## What is needed
Return every line of the data below that includes the string "React".

## Information supplied
____

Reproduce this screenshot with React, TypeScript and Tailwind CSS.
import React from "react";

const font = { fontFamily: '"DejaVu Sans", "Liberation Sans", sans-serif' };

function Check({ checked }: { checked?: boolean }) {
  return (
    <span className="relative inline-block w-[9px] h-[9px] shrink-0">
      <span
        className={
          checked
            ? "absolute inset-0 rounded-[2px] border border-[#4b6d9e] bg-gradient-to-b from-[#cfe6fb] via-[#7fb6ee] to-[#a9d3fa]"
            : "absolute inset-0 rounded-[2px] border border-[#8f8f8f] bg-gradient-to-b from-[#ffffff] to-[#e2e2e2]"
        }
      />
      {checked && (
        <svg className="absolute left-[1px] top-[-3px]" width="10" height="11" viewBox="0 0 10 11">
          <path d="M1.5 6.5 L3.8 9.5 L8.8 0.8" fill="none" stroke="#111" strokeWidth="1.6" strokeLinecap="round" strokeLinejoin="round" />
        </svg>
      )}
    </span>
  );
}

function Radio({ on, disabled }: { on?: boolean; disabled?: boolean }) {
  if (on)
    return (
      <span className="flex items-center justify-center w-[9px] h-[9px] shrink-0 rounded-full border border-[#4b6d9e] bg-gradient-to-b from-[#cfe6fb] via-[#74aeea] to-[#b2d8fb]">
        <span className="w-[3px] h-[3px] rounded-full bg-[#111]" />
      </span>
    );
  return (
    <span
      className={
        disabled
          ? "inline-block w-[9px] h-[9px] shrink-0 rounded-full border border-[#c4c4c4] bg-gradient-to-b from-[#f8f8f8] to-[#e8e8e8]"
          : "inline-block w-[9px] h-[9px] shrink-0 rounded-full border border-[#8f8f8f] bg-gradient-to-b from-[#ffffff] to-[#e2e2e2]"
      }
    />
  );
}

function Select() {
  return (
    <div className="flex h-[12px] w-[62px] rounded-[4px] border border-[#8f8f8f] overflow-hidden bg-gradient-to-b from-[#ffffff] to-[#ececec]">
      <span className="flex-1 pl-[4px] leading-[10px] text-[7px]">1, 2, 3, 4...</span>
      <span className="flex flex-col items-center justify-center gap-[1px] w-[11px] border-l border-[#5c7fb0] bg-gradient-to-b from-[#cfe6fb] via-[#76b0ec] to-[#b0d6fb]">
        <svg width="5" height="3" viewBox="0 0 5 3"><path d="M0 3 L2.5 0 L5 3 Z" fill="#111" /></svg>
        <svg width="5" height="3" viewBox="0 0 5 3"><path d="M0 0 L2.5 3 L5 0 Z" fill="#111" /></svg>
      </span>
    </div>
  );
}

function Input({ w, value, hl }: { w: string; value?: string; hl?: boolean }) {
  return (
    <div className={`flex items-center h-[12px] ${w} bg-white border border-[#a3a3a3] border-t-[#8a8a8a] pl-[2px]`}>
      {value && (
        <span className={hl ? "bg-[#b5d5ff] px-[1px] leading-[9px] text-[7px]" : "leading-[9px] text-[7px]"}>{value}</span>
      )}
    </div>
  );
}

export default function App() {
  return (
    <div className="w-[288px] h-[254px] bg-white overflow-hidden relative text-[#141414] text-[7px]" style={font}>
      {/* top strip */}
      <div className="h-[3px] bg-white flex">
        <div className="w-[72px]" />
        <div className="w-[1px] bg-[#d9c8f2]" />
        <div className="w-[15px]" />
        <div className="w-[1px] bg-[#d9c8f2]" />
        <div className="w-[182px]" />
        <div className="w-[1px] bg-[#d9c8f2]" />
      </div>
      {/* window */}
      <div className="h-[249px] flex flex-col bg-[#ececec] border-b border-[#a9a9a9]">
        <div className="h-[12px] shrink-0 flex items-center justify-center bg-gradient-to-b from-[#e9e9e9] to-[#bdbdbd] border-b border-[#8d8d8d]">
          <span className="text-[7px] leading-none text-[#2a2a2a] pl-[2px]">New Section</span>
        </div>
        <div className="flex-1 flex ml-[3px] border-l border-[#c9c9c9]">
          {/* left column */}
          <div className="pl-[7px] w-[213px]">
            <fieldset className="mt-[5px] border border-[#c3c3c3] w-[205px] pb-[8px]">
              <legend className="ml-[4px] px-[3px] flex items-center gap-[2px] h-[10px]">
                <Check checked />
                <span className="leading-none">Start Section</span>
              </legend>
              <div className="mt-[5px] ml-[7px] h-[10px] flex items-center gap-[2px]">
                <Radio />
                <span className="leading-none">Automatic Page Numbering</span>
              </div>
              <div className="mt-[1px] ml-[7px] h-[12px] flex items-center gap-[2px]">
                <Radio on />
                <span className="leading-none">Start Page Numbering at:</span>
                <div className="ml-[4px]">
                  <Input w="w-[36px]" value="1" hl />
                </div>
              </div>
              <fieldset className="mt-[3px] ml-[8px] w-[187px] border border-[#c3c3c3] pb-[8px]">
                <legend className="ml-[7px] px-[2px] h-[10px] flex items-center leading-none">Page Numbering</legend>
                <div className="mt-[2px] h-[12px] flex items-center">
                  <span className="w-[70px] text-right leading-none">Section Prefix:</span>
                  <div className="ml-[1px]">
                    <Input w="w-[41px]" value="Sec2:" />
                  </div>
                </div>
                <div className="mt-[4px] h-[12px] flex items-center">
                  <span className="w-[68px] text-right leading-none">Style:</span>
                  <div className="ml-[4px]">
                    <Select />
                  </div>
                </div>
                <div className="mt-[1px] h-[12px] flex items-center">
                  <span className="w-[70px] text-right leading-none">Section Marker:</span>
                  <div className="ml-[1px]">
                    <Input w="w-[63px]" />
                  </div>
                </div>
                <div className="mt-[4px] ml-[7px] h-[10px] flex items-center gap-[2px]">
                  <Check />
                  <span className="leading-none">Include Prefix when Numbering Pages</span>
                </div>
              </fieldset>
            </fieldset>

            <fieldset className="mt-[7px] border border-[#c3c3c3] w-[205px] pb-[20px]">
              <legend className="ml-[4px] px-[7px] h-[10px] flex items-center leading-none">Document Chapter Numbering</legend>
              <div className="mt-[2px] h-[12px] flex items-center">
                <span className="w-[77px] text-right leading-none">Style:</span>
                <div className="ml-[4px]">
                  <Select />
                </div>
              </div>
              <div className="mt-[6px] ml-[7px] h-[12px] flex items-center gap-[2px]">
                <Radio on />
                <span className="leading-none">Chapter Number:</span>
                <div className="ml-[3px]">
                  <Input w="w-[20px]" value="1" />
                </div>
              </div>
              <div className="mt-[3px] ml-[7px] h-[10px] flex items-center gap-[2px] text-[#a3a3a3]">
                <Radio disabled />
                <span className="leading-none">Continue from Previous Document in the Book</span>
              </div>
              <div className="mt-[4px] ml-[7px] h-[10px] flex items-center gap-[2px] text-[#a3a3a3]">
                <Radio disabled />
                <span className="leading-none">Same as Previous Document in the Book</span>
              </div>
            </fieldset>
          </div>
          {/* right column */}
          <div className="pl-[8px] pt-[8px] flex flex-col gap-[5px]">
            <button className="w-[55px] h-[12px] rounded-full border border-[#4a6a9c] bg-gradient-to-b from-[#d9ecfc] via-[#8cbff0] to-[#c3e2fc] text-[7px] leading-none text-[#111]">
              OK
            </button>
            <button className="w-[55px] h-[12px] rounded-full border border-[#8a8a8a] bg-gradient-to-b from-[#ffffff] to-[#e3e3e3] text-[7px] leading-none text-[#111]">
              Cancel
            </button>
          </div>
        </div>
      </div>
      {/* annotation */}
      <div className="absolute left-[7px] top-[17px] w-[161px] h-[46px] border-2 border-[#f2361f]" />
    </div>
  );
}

____

## Output below
Reproduce this screenshot with React, TypeScript and Tailwind CSS.
import React from "react";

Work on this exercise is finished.